Set down each line of the data below exactly as it stands, dropping the pictures.

>> BEGIN Data section

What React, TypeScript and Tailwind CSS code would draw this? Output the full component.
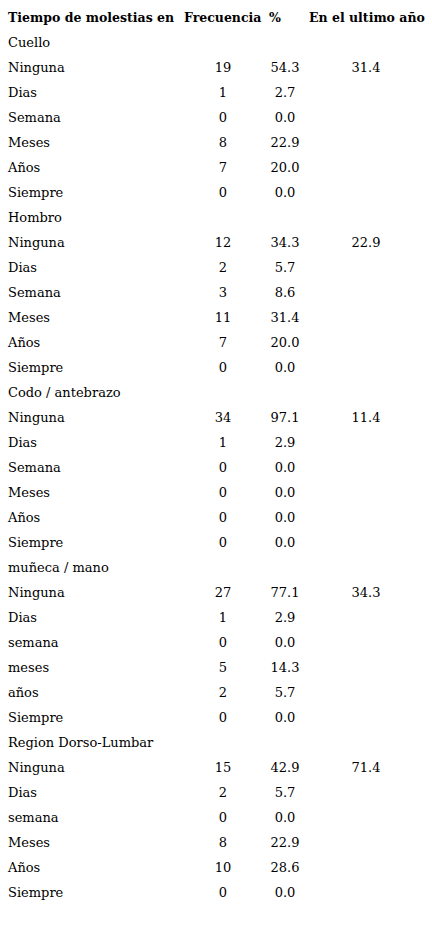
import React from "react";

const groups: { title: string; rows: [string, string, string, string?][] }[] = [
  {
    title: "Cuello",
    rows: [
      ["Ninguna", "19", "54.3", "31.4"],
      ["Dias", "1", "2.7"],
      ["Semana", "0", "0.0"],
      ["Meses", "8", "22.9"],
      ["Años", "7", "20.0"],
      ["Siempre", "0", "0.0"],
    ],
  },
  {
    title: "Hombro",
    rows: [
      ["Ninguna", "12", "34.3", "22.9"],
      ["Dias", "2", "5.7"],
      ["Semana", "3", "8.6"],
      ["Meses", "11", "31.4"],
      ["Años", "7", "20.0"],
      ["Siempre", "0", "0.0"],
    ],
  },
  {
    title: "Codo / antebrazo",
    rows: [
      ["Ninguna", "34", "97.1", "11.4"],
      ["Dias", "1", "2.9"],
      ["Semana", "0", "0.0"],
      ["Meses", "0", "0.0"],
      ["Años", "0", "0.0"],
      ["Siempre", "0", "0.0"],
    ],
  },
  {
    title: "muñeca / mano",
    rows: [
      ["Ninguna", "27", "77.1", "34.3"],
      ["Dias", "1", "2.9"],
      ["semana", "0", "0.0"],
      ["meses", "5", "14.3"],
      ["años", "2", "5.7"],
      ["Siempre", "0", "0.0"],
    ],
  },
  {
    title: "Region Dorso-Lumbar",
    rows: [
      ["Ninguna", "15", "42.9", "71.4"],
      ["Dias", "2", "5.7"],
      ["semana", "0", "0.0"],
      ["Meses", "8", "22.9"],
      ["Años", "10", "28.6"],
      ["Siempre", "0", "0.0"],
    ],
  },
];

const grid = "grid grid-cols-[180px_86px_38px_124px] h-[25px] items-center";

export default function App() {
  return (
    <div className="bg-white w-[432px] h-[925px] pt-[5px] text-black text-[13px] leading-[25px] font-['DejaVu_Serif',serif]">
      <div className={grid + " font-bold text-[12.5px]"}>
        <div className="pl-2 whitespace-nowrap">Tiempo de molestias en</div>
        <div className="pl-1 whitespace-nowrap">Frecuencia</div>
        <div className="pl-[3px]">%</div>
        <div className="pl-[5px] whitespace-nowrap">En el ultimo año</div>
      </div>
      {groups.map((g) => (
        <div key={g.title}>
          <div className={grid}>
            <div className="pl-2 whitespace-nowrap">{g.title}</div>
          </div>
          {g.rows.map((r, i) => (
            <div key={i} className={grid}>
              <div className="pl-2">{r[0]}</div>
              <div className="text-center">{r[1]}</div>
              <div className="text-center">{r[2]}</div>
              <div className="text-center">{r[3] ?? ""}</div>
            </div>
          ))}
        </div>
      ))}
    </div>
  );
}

>> END Data section

» **Solution for this task**:
What React, TypeScript and Tailwind CSS code would draw this? Output the full component.
import React from "react";

const groups: { title: string; rows: [string, string, string, string?][] }[] = [
  {
    title: "Cuello",
    rows: [
      ["Ninguna", "19", "54.3", "31.4"],
      ["Dias", "1", "2.7"],
      ["Semana", "0", "0.0"],
      ["Meses", "8", "22.9"],
      ["Años", "7", "20.0"],
      ["Siempre", "0", "0.0"],
    ],
  },
  {
    title: "Hombro",
    rows: [
      ["Ninguna", "12", "34.3", "22.9"],
      ["Dias", "2", "5.7"],
      ["Semana", "3", "8.6"],
      ["Meses", "11", "31.4"],
      ["Años", "7", "20.0"],
      ["Siempre", "0", "0.0"],
    ],
  },
  {
    title: "Codo / antebrazo",
    rows: [
      ["Ninguna", "34", "97.1", "11.4"],
      ["Dias", "1", "2.9"],
      ["Semana", "0", "0.0"],
      ["Meses", "0", "0.0"],
      ["Años", "0", "0.0"],
      ["Siempre", "0", "0.0"],
    ],
  },
  {
    title: "muñeca / mano",
    rows: [
      ["Ninguna", "27", "77.1", "34.3"],
      ["Dias", "1", "2.9"],
      ["semana", "0", "0.0"],
      ["meses", "5", "14.3"],
      ["años", "2", "5.7"],
      ["Siempre", "0", "0.0"],
    ],
  },
  {
    title: "Region Dorso-Lumbar",
    rows: [
      ["Ninguna", "15", "42.9", "71.4"],
      ["Dias", "2", "5.7"],
      ["semana", "0", "0.0"],
      ["Meses", "8", "22.9"],
      ["Años", "10", "28.6"],
      ["Siempre", "0", "0.0"],
    ],
  },
];

const grid = "grid grid-cols-[180px_86px_38px_124px] h-[25px] items-center";

export default function App() {
  return (
    <div className="bg-white w-[432px] h-[925px] pt-[5px] text-black text-[13px] leading-[25px] font-['DejaVu_Serif',serif]">
      <div className={grid + " font-bold text-[12.5px]"}>
        <div className="pl-2 whitespace-nowrap">Tiempo de molestias en</div>
        <div className="pl-1 whitespace-nowrap">Frecuencia</div>
        <div className="pl-[3px]">%</div>
        <div className="pl-[5px] whitespace-nowrap">En el ultimo año</div>
      </div>
      {groups.map((g) => (
        <div key={g.title}>
          <div className={grid}>
            <div className="pl-2 whitespace-nowrap">{g.title}</div>
          </div>
          {g.rows.map((r, i) => (
            <div key={i} className={grid}>
              <div className="pl-2">{r[0]}</div>
              <div className="text-center">{r[1]}</div>
              <div className="text-center">{r[2]}</div>
              <div className="text-center">{r[3] ?? ""}</div>
            </div>
          ))}
        </div>
      ))}
    </div>
  );
}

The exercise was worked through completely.